Because American workers demand and receive (and in fairness need) higher wages than Chinese workers, and American businesses have to pay higher costs for environmental concerns and raw materials and even real estate, American products cost more to produce than Chinese products–and generally by enough that it is cheaper to buy products in China and ship them here than to make them here.  What tariffs do is raise the end user cost of foreign-made products so that they are more expensive to buy.  Yes, that means that a consumer can’t buy a computer as cheaply as before, because to get the same cheap Chinese-made computer he has to pay an extra one hundred fifty dollars–but that increase does not apply to computers made in America.  Therefore as the price of Chinese computers rises, American computer prices become more competitive, and more people decide that the American computer is a good choice, putting money in the pockets of American computer manufacturers and American workers.  The number of computers delivered from China declines, and China suffers from reduced sales of its manufactured goods.  This impacts the Chinese economy reducing manufacturing output, employment, and tax revenue.
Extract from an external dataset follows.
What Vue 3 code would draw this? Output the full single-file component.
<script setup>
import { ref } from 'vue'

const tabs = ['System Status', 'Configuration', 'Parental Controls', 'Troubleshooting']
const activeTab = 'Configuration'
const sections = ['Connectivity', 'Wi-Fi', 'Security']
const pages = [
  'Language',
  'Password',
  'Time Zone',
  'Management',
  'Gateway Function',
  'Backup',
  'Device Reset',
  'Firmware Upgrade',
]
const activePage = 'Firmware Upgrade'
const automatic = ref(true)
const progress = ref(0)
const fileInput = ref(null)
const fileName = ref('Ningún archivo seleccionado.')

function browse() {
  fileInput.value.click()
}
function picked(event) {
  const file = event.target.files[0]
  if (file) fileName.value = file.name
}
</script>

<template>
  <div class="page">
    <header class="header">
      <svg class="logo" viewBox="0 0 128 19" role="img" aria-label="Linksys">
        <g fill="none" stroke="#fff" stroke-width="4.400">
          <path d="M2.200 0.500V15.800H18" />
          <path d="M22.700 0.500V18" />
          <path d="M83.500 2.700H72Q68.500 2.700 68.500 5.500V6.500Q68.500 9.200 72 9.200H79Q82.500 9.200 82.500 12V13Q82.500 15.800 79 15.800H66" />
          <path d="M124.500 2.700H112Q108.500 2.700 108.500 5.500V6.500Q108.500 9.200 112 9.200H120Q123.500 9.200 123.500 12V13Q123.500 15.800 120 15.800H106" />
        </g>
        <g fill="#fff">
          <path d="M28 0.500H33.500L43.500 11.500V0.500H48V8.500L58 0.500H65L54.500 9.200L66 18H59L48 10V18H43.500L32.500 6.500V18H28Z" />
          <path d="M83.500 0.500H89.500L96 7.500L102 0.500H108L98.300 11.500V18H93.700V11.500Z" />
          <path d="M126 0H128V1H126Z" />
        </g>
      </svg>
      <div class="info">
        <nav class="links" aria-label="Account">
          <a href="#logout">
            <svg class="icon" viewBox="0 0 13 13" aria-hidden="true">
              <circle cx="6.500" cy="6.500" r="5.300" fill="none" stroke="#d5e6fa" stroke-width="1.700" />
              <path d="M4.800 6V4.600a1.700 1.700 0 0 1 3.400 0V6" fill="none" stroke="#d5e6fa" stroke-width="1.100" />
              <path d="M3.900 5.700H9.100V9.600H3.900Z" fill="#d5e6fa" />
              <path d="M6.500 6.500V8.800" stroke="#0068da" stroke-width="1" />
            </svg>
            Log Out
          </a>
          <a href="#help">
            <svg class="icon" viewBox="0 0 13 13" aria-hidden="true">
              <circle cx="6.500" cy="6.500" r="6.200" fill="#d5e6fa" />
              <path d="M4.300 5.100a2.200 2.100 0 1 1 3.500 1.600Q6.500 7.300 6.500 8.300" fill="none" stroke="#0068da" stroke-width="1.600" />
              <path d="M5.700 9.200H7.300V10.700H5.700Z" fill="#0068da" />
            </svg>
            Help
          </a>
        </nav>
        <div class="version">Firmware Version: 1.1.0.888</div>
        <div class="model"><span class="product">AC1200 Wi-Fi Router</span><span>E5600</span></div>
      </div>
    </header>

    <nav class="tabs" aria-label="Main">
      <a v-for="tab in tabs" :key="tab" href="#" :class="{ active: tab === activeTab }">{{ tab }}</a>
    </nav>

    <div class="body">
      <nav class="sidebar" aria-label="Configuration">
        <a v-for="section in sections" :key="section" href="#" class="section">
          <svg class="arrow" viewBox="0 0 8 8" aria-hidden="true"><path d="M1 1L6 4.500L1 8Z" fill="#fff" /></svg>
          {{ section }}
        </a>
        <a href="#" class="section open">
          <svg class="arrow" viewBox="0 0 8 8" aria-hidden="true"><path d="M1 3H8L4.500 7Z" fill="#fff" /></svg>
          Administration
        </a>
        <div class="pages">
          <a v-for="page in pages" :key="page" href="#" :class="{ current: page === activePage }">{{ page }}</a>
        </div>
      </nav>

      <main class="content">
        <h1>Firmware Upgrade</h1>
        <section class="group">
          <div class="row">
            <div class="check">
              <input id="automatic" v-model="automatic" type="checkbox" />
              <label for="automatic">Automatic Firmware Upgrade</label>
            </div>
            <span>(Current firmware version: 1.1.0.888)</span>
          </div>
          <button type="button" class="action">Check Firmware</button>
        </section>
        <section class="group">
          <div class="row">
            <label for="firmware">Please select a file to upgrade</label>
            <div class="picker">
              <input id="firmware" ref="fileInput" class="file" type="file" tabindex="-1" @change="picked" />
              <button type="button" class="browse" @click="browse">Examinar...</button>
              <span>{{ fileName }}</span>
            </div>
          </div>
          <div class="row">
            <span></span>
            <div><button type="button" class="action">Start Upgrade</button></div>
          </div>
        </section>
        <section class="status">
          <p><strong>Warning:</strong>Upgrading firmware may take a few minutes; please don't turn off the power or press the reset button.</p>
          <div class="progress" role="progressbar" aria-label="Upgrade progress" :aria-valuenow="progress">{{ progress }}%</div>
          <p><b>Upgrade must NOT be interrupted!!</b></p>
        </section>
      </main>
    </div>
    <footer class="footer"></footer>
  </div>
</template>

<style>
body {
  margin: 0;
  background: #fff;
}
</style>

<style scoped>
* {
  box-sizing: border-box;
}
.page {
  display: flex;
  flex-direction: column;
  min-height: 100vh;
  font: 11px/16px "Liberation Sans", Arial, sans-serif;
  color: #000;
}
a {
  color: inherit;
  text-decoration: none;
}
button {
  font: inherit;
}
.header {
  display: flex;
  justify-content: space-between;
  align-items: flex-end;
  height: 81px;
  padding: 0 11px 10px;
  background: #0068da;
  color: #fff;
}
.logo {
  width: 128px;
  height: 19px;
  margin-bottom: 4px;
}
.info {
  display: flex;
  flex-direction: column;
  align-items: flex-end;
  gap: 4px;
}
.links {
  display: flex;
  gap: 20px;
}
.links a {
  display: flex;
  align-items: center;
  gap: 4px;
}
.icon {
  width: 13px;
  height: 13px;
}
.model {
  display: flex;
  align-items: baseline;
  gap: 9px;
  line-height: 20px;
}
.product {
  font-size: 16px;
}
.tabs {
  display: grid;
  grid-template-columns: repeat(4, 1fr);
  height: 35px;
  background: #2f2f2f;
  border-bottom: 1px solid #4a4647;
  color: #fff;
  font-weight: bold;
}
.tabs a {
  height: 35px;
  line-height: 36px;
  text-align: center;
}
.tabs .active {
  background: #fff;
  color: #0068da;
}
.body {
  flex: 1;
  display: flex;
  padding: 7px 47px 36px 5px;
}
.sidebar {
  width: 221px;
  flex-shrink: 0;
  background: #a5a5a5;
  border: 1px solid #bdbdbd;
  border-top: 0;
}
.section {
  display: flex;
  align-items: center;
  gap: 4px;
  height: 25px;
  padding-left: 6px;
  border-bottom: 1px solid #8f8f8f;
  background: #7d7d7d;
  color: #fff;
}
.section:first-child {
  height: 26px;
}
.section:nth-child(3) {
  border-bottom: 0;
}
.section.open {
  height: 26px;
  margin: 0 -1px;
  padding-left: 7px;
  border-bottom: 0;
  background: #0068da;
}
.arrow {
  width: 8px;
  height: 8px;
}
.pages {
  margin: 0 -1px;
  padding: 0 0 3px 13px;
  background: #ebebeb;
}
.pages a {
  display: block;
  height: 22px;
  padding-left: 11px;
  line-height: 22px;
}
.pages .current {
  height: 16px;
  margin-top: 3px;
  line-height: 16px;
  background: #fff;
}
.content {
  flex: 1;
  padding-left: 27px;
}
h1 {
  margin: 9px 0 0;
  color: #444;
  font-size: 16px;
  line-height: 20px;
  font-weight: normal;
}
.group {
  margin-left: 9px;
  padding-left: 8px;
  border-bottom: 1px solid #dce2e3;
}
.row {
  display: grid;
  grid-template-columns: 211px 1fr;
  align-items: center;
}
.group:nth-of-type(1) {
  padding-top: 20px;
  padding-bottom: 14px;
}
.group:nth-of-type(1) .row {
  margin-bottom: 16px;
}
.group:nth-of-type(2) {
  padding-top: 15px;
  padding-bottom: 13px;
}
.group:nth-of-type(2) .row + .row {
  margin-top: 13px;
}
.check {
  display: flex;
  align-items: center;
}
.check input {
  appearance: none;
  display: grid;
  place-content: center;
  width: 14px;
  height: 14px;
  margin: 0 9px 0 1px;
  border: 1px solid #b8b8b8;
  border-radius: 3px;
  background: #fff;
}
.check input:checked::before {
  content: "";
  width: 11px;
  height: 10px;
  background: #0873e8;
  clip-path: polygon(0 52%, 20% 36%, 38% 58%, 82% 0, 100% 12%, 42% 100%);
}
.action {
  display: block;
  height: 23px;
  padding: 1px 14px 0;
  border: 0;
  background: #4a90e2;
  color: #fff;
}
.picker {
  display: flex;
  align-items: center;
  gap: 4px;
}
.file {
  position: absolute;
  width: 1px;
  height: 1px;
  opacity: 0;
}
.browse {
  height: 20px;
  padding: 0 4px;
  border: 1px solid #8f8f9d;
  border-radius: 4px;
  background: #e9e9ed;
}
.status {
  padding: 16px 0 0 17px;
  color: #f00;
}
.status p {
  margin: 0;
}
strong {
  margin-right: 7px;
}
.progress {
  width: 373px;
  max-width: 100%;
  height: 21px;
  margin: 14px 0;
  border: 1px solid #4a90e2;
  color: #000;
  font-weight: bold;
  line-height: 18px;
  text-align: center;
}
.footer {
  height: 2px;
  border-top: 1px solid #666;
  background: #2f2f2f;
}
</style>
Additionally, the tax money that is still collected on imported Chinese goods helps reduce the national debt at least a bit, which is good for our economy.  Further, a tariff against Chinese goods does not have any effect on computers made in Taiwan or Japan or Singapore or elsewhere in the world, so cheaper computers are still available–only the Chinese computer market is affected directly.  Demand on these other computers might increase retail prices some, but not nearly as much as the increased price from the tariff.
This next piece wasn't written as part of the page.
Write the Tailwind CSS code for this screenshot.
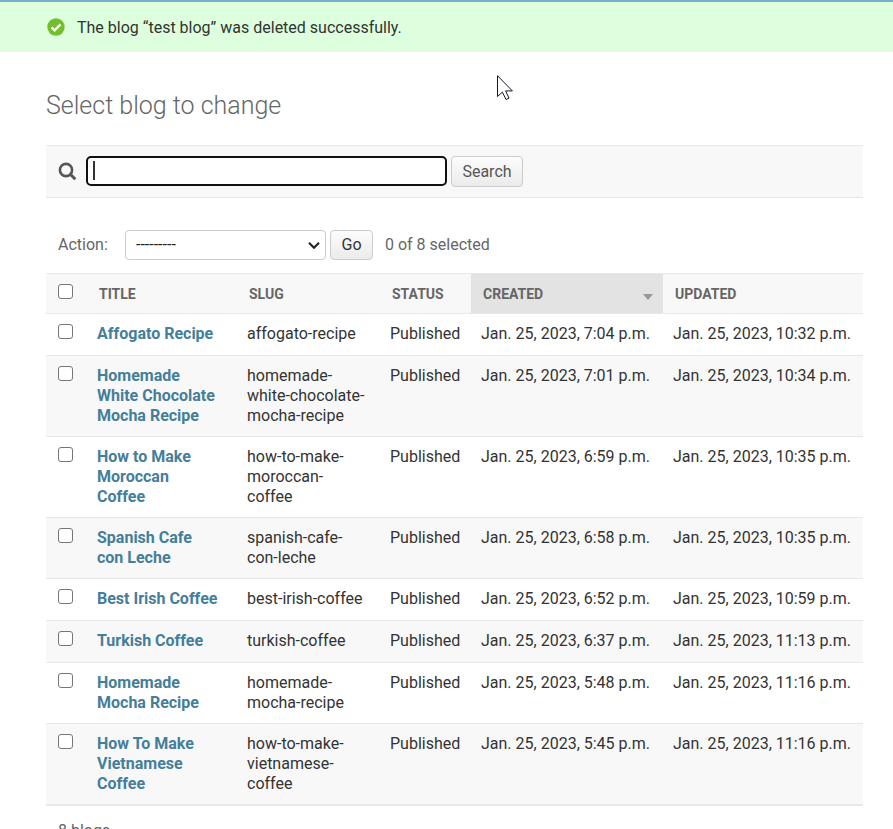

So it is true that tariffs increase consumer costs in America, but that doesn’t mean that China doesn’t pay.  They pay in their lost retail market, the fact that it now costs more for consumers to obtain their goods and so demand for them decreases.  And the benefits to America are found in increased sales of American-made goods (labor likes tariffs, in the main) and more tax money in the government coffers.

Does that mean that all tariffs are good?  Certainly not.  Import tariffs ultimately do increase consumer prices (just as export tariffs depress overseas sales).  Foreign countries usually retaliate with their own tariffs against American goods, which makes it harder to sell our products overseas.  There is a valid argument against tariffs.  But simply saying that China doesn’t pay them misunderstands exactly how they penalize China.

3 thoughts on “#295: Does China Pay Tariffs?”

  1. Hello MJ,

    Your micro-economic reasoning is in theory right : Chinese imports cost more, and hence are replaced by local products.

    However, computers are not beans ; there’s an “entrance fee” to the market. If imported beans cost more, you’re enticed to sow beans, and within one year, your local beans hit the market with a lower price.

    To build computers, you need to build a micro-processor factory. The entrance fee is $1 billion, because it’s so high tech now due to Moore’s Law.
    The same goes for other components. For example I remember when the world was hit by a desktop hard drive penury, because the only plant that built it was in Thailand (I kind of remember it was a Western Digital plant) was flooded. This tells you how global the economy has gone.

    My point is that American-made goods do not easily replace imported goods. It needs years to grow if there exists not already an American competitor, with the same good on the same market.

    There are ways to go around the tariffs. The wholeseler and the retailer may cut on its margin. The Chinese company may balance the load to a European subsidiary and assemble the computers in Slovakia ; the computers are then “Made in Slovakia” and not subjected to tariffs. If the company is say in South China, they may move the assembly plant over the border to have computers “Made in Vietnam”

    So for tariffs to be really dissuasive and efficient :
    – they have to target every country, not one
    – they have to be really important; like double the price
    – you need a national provider to fill the void (i.e. say your country’s climate is unsuitable for coffee beans. You shall produce an erzatz (substitute), say chicory)
    – and you need to implement that policy many many years

  2. You are of course correct; my discussion assumed that there were competitors at higher prices. Absent that, it is “a long row to hoe” to get into the market. And yes, there are ways around the tariffs–but they take time, too.

  3. The game industry seems ill-prepared to replace imported components by those “made in the USA” :

    “Trouble is that, unlike the steel industry, there are painfully few alternative sources right now for manufacturing hobby games here in our country. Making matters worse, those manufacturers that do remain can’t produce games of the same quality as their Chinese competitors.”